_WRITTEN TASK:_
Can you write out the whole listing exactly?

Interface markup and scripts:
──────────

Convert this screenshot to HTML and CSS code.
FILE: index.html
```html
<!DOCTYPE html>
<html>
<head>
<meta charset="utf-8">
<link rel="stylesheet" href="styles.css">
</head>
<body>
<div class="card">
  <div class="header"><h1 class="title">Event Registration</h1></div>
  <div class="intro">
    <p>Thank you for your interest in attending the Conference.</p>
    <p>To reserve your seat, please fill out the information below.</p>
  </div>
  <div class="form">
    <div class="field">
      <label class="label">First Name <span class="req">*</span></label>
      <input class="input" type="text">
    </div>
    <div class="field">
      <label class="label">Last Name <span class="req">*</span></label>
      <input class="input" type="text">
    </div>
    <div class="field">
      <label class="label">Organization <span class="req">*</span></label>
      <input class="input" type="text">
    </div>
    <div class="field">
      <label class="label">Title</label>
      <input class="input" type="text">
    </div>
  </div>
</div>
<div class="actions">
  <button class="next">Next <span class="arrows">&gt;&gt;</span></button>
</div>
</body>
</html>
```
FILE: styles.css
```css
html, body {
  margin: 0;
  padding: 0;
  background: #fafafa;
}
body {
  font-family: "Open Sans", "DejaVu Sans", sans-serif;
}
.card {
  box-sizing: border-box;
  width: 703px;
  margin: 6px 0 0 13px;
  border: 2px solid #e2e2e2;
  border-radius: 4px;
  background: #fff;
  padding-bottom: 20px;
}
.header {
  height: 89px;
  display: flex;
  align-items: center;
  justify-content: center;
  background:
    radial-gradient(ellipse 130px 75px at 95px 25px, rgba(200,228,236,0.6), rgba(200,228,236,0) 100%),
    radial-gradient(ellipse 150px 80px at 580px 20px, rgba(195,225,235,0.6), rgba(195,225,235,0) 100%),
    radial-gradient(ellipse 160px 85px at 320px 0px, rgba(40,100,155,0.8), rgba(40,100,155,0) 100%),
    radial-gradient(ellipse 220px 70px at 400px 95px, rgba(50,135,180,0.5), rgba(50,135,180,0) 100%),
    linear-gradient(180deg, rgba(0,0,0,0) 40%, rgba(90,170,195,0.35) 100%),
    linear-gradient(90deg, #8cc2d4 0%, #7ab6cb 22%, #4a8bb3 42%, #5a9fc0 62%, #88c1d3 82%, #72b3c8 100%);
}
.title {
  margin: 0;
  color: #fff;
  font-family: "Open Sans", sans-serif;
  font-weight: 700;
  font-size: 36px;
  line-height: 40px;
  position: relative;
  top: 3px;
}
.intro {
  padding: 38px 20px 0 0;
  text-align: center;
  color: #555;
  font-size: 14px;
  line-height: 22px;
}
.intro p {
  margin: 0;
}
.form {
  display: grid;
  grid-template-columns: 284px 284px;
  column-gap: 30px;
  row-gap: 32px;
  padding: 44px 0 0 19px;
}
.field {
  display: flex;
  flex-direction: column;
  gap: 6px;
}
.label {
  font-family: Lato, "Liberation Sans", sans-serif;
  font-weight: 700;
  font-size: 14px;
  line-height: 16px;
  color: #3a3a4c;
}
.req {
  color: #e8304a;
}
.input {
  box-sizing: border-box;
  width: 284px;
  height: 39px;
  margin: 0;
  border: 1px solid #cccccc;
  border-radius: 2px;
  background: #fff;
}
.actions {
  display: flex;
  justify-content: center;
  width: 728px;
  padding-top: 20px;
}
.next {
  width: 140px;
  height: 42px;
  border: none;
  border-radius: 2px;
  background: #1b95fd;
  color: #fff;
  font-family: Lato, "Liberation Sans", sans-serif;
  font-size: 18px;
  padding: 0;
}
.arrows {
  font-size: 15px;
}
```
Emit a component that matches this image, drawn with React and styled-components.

──────────

_COMPLETE OUTPUT:_
Convert this screenshot to HTML and CSS code.
FILE: index.html
```html
<!DOCTYPE html>
<html>
<head>
<meta charset="utf-8">
<link rel="stylesheet" href="styles.css">
</head>
<body>
<div class="card">
  <div class="header"><h1 class="title">Event Registration</h1></div>
  <div class="intro">
    <p>Thank you for your interest in attending the Conference.</p>
    <p>To reserve your seat, please fill out the information below.</p>
  </div>
  <div class="form">
    <div class="field">
      <label class="label">First Name <span class="req">*</span></label>
      <input class="input" type="text">
    </div>
    <div class="field">
      <label class="label">Last Name <span class="req">*</span></label>
      <input class="input" type="text">
    </div>
    <div class="field">
      <label class="label">Organization <span class="req">*</span></label>
      <input class="input" type="text">
    </div>
    <div class="field">
      <label class="label">Title</label>
      <input class="input" type="text">
    </div>
  </div>
</div>
<div class="actions">
  <button class="next">Next <span class="arrows">&gt;&gt;</span></button>
</div>
</body>
</html>
```
FILE: styles.css
```css
html, body {
  margin: 0;
  padding: 0;
  background: #fafafa;
}
body {
  font-family: "Open Sans", "DejaVu Sans", sans-serif;
}
.card {
  box-sizing: border-box;
  width: 703px;
  margin: 6px 0 0 13px;
  border: 2px solid #e2e2e2;
  border-radius: 4px;
  background: #fff;
  padding-bottom: 20px;
}
.header {
  height: 89px;
  display: flex;
  align-items: center;
  justify-content: center;
  background:
    radial-gradient(ellipse 130px 75px at 95px 25px, rgba(200,228,236,0.6), rgba(200,228,236,0) 100%),
    radial-gradient(ellipse 150px 80px at 580px 20px, rgba(195,225,235,0.6), rgba(195,225,235,0) 100%),
    radial-gradient(ellipse 160px 85px at 320px 0px, rgba(40,100,155,0.8), rgba(40,100,155,0) 100%),
    radial-gradient(ellipse 220px 70px at 400px 95px, rgba(50,135,180,0.5), rgba(50,135,180,0) 100%),
    linear-gradient(180deg, rgba(0,0,0,0) 40%, rgba(90,170,195,0.35) 100%),
    linear-gradient(90deg, #8cc2d4 0%, #7ab6cb 22%, #4a8bb3 42%, #5a9fc0 62%, #88c1d3 82%, #72b3c8 100%);
}
.title {
  margin: 0;
  color: #fff;
  font-family: "Open Sans", sans-serif;
  font-weight: 700;
  font-size: 36px;
  line-height: 40px;
  position: relative;
  top: 3px;
}
.intro {
  padding: 38px 20px 0 0;
  text-align: center;
  color: #555;
  font-size: 14px;
  line-height: 22px;
}
.intro p {
  margin: 0;
}
.form {
  display: grid;
  grid-template-columns: 284px 284px;
  column-gap: 30px;
  row-gap: 32px;
  padding: 44px 0 0 19px;
}
.field {
  display: flex;
  flex-direction: column;
  gap: 6px;
}
.label {
  font-family: Lato, "Liberation Sans", sans-serif;
  font-weight: 700;
  font-size: 14px;
  line-height: 16px;
  color: #3a3a4c;
}
.req {
  color: #e8304a;
}
.input {
  box-sizing: border-box;
  width: 284px;
  height: 39px;
  margin: 0;
  border: 1px solid #cccccc;
  border-radius: 2px;
  background: #fff;
}
.actions {
  display: flex;
  justify-content: center;
  width: 728px;
  padding-top: 20px;
}
.next {
  width: 140px;
  height: 42px;
  border: none;
  border-radius: 2px;
  background: #1b95fd;
  color: #fff;
  font-family: Lato, "Liberation Sans", sans-serif;
  font-size: 18px;
  padding: 0;
}
.arrows {
  font-size: 15px;
}
```
Emit a component that matches this image, drawn with React and styled-components.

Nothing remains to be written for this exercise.